The stalemate comes when various stakeholder sub-groups come from one of the different perspectives painted out above, or worse, come from a mix of the two! This is an issue as the questions, priorities, focus, goals, actions & thinking of one simply doesn't make sense when looked at through the lens of the other.


I often find that a heavily distracted project team that has 'a whole other thing to do' launches into efforts with a Value Capture mindset; simple, they are looking for a better way to do what it is that they are doing. Conversely, the creative solution makers seem to come in wide eyed, they do take somewhat of a beginner's mindset & do ask many 'obvious questions' but it seems that either the answers are interpreted in the Value Creation wider picture lens or that is simply how they are circulated back. Nevertheless, friction begins and the stakeholder sub-groups being to drift apart.

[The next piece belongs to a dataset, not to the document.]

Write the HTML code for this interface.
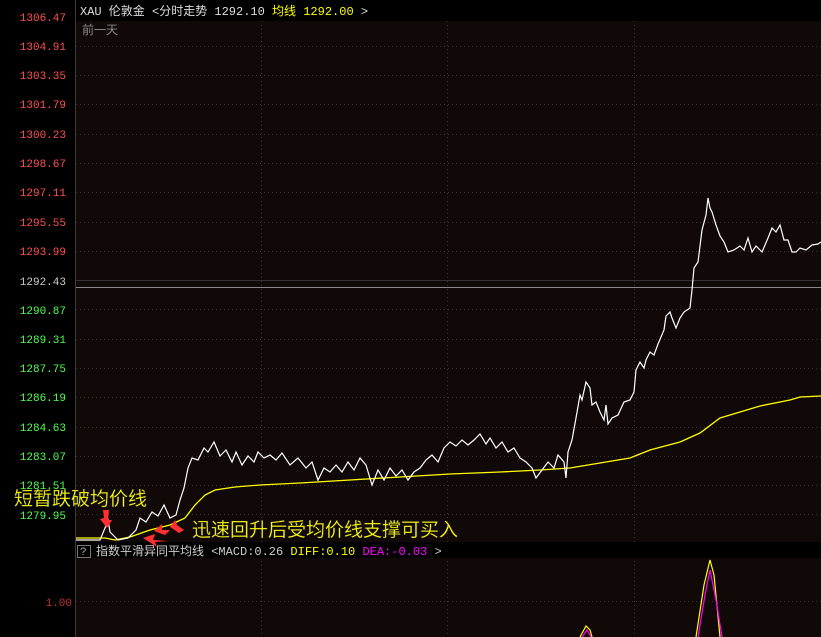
<!DOCTYPE html><html><head><meta charset="utf-8"><style>
body{margin:0;background:#000;width:821px;height:637px;overflow:hidden;font-family:"Liberation Mono","Noto Sans CJK SC",monospace}
svg{position:absolute;left:0;top:0}
</style></head><body>
<svg width="821" height="637" xmlns="http://www.w3.org/2000/svg" font-family="Liberation Mono, Noto Sans CJK SC, monospace">
<rect x="0" y="0" width="821" height="637" fill="#000"/>
<rect x="76" y="21" width="745" height="521" fill="#110808"/>
<rect x="76" y="558" width="745" height="79" fill="#110808"/>
<line x1="75.5" y1="0" x2="75.5" y2="637" stroke="#3a3a3a"/>
<g stroke="#3a3030" stroke-dasharray="1,3">
<line x1="76" y1="46.5" x2="821" y2="46.5"/><line x1="76" y1="75.5" x2="821" y2="75.5"/><line x1="76" y1="104.5" x2="821" y2="104.5"/><line x1="76" y1="134.5" x2="821" y2="134.5"/><line x1="76" y1="163.5" x2="821" y2="163.5"/><line x1="76" y1="192.5" x2="821" y2="192.5"/><line x1="76" y1="222.5" x2="821" y2="222.5"/><line x1="76" y1="251.5" x2="821" y2="251.5"/><line x1="76" y1="309.5" x2="821" y2="309.5"/><line x1="76" y1="339.5" x2="821" y2="339.5"/><line x1="76" y1="368.5" x2="821" y2="368.5"/><line x1="76" y1="397.5" x2="821" y2="397.5"/><line x1="76" y1="427.5" x2="821" y2="427.5"/><line x1="76" y1="456.5" x2="821" y2="456.5"/><line x1="76" y1="485.5" x2="821" y2="485.5"/><line x1="76" y1="514.5" x2="821" y2="514.5"/><line x1="76" y1="601.5" x2="821" y2="601.5"/>
<line x1="261.5" y1="21" x2="261.5" y2="637"/><line x1="447.5" y1="21" x2="447.5" y2="637"/><line x1="634.5" y1="21" x2="634.5" y2="637"/>
</g>
<line x1="76" y1="280.5" x2="821" y2="280.5" stroke="#333"/>
<line x1="76" y1="287.5" x2="821" y2="287.5" stroke="#888"/>
<g font-size="11" text-anchor="end">
<text x="66" y="21" fill="#ff5050">1306.47</text><text x="66" y="50" fill="#ff5050">1304.91</text><text x="66" y="79" fill="#ff5050">1303.35</text><text x="66" y="108" fill="#ff5050">1301.79</text><text x="66" y="138" fill="#ff5050">1300.23</text><text x="66" y="167" fill="#ff5050">1298.67</text><text x="66" y="196" fill="#ff5050">1297.11</text><text x="66" y="226" fill="#ff5050">1295.55</text><text x="66" y="255" fill="#ff5050">1293.99</text>
<text x="66" y="285" fill="#ccc">1292.43</text>
<text x="66" y="314" fill="#50ff50">1290.87</text><text x="66" y="343" fill="#50ff50">1289.31</text><text x="66" y="372" fill="#50ff50">1287.75</text><text x="66" y="401" fill="#50ff50">1286.19</text><text x="66" y="431" fill="#50ff50">1284.63</text><text x="66" y="460" fill="#50ff50">1283.07</text><text x="66" y="489" fill="#50ff50">1281.51</text><text x="66" y="519" fill="#50ff50">1279.95</text>
<text x="72" y="606" fill="#c03030">1.00</text>
</g>
<text x="80" y="15" font-size="12" fill="#ddd">XAU 伦敦金 &lt;分时走势 1292.10 <tspan fill="#ffff00">均线 1292.00</tspan>  &gt;</text>
<text x="82" y="34" font-size="12" fill="#888">前一天</text>
<polyline fill="none" stroke="#ffff00" stroke-width="1.3" points="76,538 105,538 115,540 130,537 150,530 170,525 185,518 195,505 205,495 215,490 235,487 260,485 300,483 350,480 400,477 450,474 500,472 540,470 570,468 600,463 630,458 650,450 680,442 700,433 720,418 740,412 760,406 790,400 800,397 821,396"/>
<polyline fill="none" stroke="#fff" stroke-width="1.2" points="76,540 100,540 105,528 108,520 110,532 118,540 128,538 136,530 140,518 146,522 152,512 158,516 164,505 170,518 176,515 180,500 184,488 188,468 192,458 198,460 204,448 208,452 214,442 220,456 226,450 232,462 236,452 242,465 248,456 254,462 258,452 264,458 270,455 276,460 282,453 290,465 298,458 306,468 312,462 318,480 324,468 330,472 336,465 342,472 348,462 354,470 360,458 366,465 372,485 378,470 384,480 390,468 396,476 402,470 408,480 414,472 420,468 426,460 432,455 438,462 444,448 450,442 456,446 462,440 468,445 474,440 480,434 486,444 490,438 496,448 502,442 508,452 514,448 520,458 526,462 532,468 536,478 542,470 548,462 554,468 558,455 564,462 566,478 568,452 572,440 576,418 580,395 582,400 586,382 590,388 592,405 596,402 600,412 604,420 606,405 608,424 612,418 618,415 624,402 630,400 634,392 636,370 640,362 644,368 646,360 650,352 654,355 658,344 664,330 666,316 670,312 672,318 676,328 680,318 684,312 690,308 692,290 694,268 698,262 702,230 706,215 708,198 710,208 712,212 716,225 720,236 724,242 728,252 734,250 740,246 744,250 748,238 752,252 756,246 762,252 768,238 772,228 776,232 780,225 784,240 788,240 792,252 796,252 800,248 806,250 812,245 818,244 821,242"/>
<rect x="76" y="542" width="745" height="16" fill="#000"/>
<rect x="77.5" y="545.5" width="13" height="12" fill="none" stroke="#777"/>
<text x="80" y="555" font-size="11" fill="#aaa">?</text>
<text x="96" y="555" font-size="12" fill="#ccc">指数平滑异同平均线 &lt;MACD:0.26 <tspan fill="#ffff00">DIFF:0.10</tspan> <tspan fill="#ff00ff">DEA:-0.03</tspan>  &gt;</text>
<polyline fill="none" stroke="#ffff00" stroke-width="1.2" points="580,637 586,626 590,630 592,637"/>
<polyline fill="none" stroke="#ff00ff" stroke-width="1.2" points="582,637 587,630 591,637"/>
<polyline fill="none" stroke="#ffff00" stroke-width="1.2" points="696,637 704,585 710,560 714,575 720,637"/>
<polyline fill="none" stroke="#ff00ff" stroke-width="1.2" points="698,637 705,595 710,570 716,600 722,637"/>
<g fill="#ff3030">
<polygon points="103,510 109,510 108,520 112,520 107,528 100,519 104,518"/>
<polygon points="143,538 155,534 153,540 168,541 155,542 157,547"/>
<polygon points="154,531 162,524 162,530 170,530 165,535"/>
<polygon points="170,527 175,520 177,525 184,530 179,533"/>
</g>
<text x="14" y="505" font-size="19" fill="#ffff00" stroke="#444" stroke-width="0.3" font-family="Noto Sans CJK SC, sans-serif">短暂跌破均价线</text>
<text x="192" y="536" font-size="19" fill="#ffff00" stroke="#444" stroke-width="0.3" font-family="Noto Sans CJK SC, sans-serif">迅速回升后受均价线支撑可买入</text>
</svg>
</body></html>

So yes, let's create, the bigger wider picture is great, let's change the world! Unfortunately, I've taken way to long to learn that Step 1 is answering 'What does it do for me?' (Value Capture), Step 2 is 'What does it do for the world?'.... there was a Step 3 but I can't quite remember it right now, but Step for is definitely 'Profit!'



(oh, the very interesting thing I promised to get back to at the start of this ramble - There is no practical need to keep an eye out for when we've hit diminishing returns in the Value Capture space if you embrace my dramatic stage naming. Engineering is a team sport, there is considerable push back when you call the output of everyone's efforts a turd after they themselves are satisfied with its polish & refinement. The time to move over into 'What is next?' mode (Value Creation) is pretty well signalled by the team!)